▸ Exercise material:
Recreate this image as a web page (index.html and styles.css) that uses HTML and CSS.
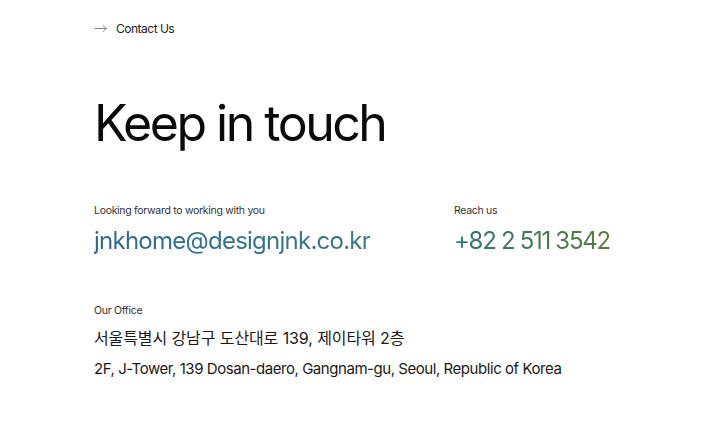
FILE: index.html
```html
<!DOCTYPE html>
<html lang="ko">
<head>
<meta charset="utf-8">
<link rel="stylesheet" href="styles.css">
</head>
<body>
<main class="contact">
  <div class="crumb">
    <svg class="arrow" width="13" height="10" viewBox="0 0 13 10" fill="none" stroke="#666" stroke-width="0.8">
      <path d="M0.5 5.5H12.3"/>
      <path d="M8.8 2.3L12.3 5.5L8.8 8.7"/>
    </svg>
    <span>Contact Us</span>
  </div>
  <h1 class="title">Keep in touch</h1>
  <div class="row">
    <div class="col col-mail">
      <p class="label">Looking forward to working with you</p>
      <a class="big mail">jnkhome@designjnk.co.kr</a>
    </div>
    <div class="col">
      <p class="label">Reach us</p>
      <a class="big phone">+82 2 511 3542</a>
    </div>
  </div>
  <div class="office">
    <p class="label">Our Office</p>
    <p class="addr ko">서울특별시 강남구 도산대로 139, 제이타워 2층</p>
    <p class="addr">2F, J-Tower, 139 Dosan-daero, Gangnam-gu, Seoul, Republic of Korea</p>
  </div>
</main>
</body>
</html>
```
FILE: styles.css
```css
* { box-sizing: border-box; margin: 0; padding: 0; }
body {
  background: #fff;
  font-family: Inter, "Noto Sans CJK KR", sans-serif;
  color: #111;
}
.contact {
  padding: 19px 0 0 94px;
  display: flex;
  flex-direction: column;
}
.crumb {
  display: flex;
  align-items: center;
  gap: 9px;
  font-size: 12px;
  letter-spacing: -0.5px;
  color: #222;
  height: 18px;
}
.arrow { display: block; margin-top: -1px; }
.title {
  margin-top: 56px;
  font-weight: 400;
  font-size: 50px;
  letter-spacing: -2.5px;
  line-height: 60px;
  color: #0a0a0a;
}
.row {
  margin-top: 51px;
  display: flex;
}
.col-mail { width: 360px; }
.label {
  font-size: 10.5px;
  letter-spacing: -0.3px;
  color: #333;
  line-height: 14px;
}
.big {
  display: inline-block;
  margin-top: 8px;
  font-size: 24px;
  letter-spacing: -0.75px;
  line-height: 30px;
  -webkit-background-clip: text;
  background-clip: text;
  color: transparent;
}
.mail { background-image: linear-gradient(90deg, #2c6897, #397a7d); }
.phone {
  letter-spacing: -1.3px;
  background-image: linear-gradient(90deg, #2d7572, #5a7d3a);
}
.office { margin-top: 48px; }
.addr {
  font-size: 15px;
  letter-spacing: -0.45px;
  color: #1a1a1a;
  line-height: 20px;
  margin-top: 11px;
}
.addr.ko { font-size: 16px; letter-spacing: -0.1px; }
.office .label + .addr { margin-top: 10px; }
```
* * *
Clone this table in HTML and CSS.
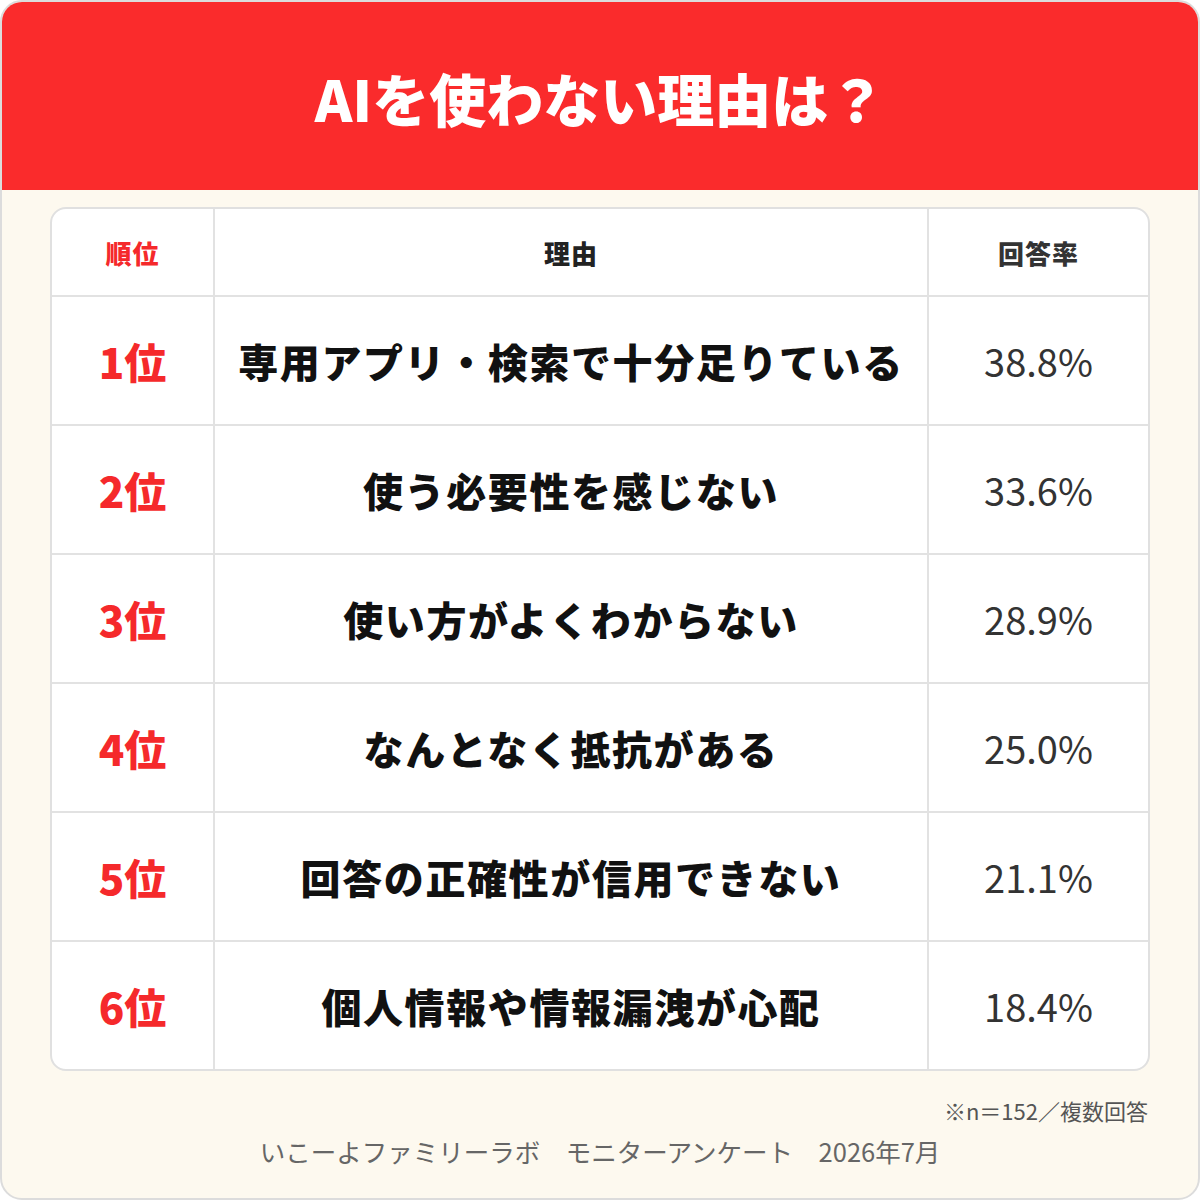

▸ Aim of the exercise:
Count how many lines contain "this" and give only that count.

▸ Worked answer:
2